1. The paper that originally got me nerdsniped, “The Paradox of Declining Female Happiness” (Stevenson and Wolfers 2009), used data from the U.S. General Social Survey, so I’ve mostly looked at that.  There are other data sources (see e.g. this interesting response to S&W 2009) that don’t have some of the GSS’ flaws.  But I get the impression that the GSS is pretty popular with researchers.


2.  The most important thing you need to know about the happiness measures on the GSS is that they are extremely coarse-grained.  The survey item which produced the big “paradoxical” result about female happiness was the following question:

‘‘Taken all together, how would you say things are these days – would you say that you are (3) very happy, (2) pretty happy, or (1) not too happy?’’

Those are the only three options.  The GSS does also ask about satisfaction with some specific areas of life, like finances and work (with 4 possible responses), and also asks about whether you have a happy marriage (same exact 3 options as on the general happiness question).

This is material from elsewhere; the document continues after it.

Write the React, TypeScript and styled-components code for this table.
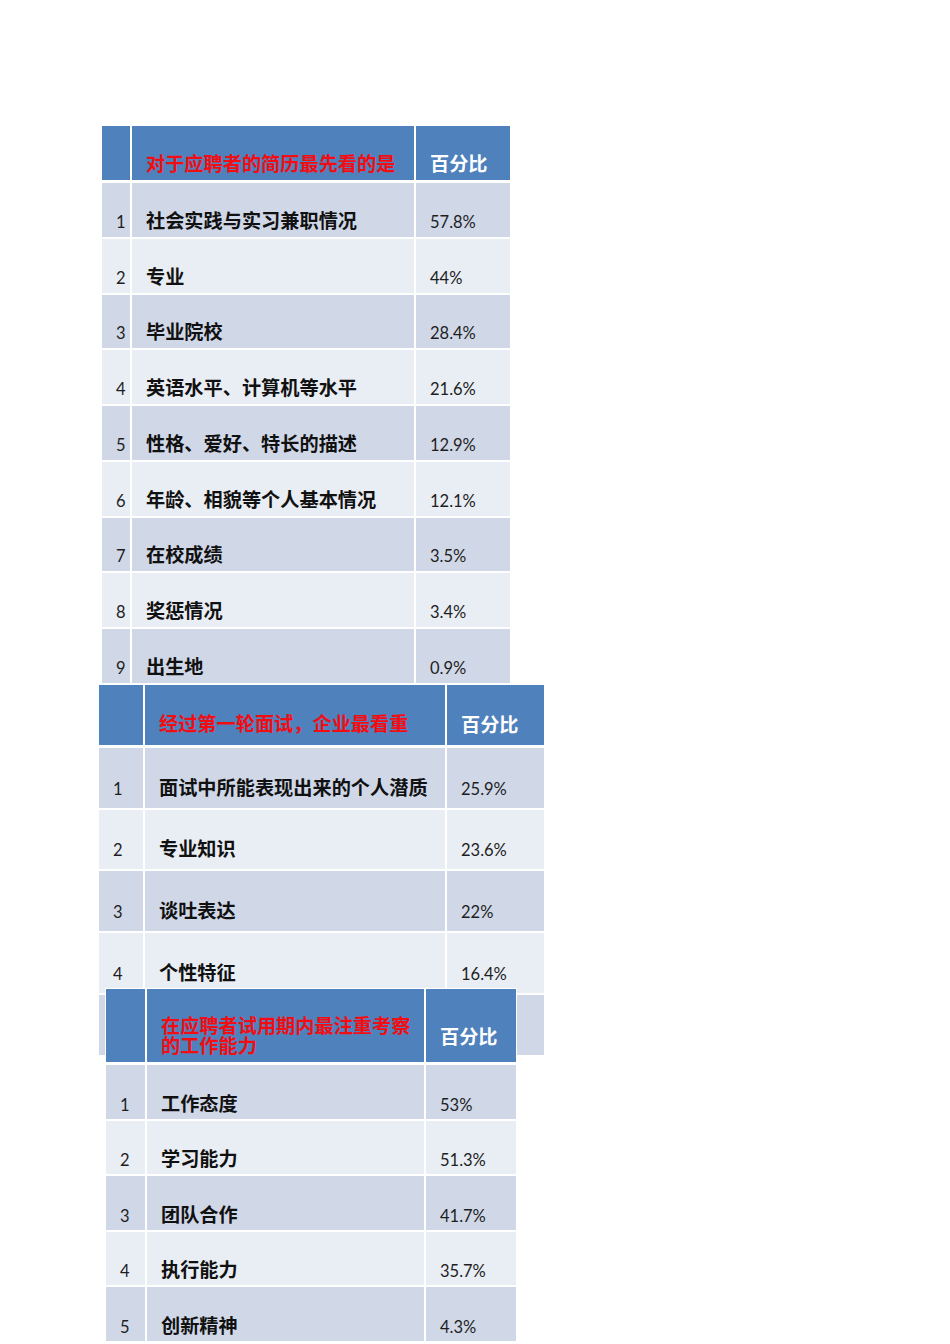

The only observed trend here, then, is increases/decreases in the fraction of respondents occupying each of these three boxes.  Given that fact, I was really impressed with Stevenson and Wolfers 2008 (which I promo’d yesterday), in which the authors claim they can estimate, from just this information, the effects of time and demographic on the mean and variance of an underlying continuous distribution – without assuming the functional form of that distribution, and while simultaneously having to estimate the cutoffs that slice that continuum into the three boxes!  I still have a “sounds fake but okay” reaction to this – I’m surprised the model is identifiable at all, and am kinda concerned about the stability of the estimates.

Technicalities aside, I was really excited about being able to get the variance as well as the mean, because given these 3 boxes, “happiness inequality” seems more morally salient to me than mean/median happiness trends.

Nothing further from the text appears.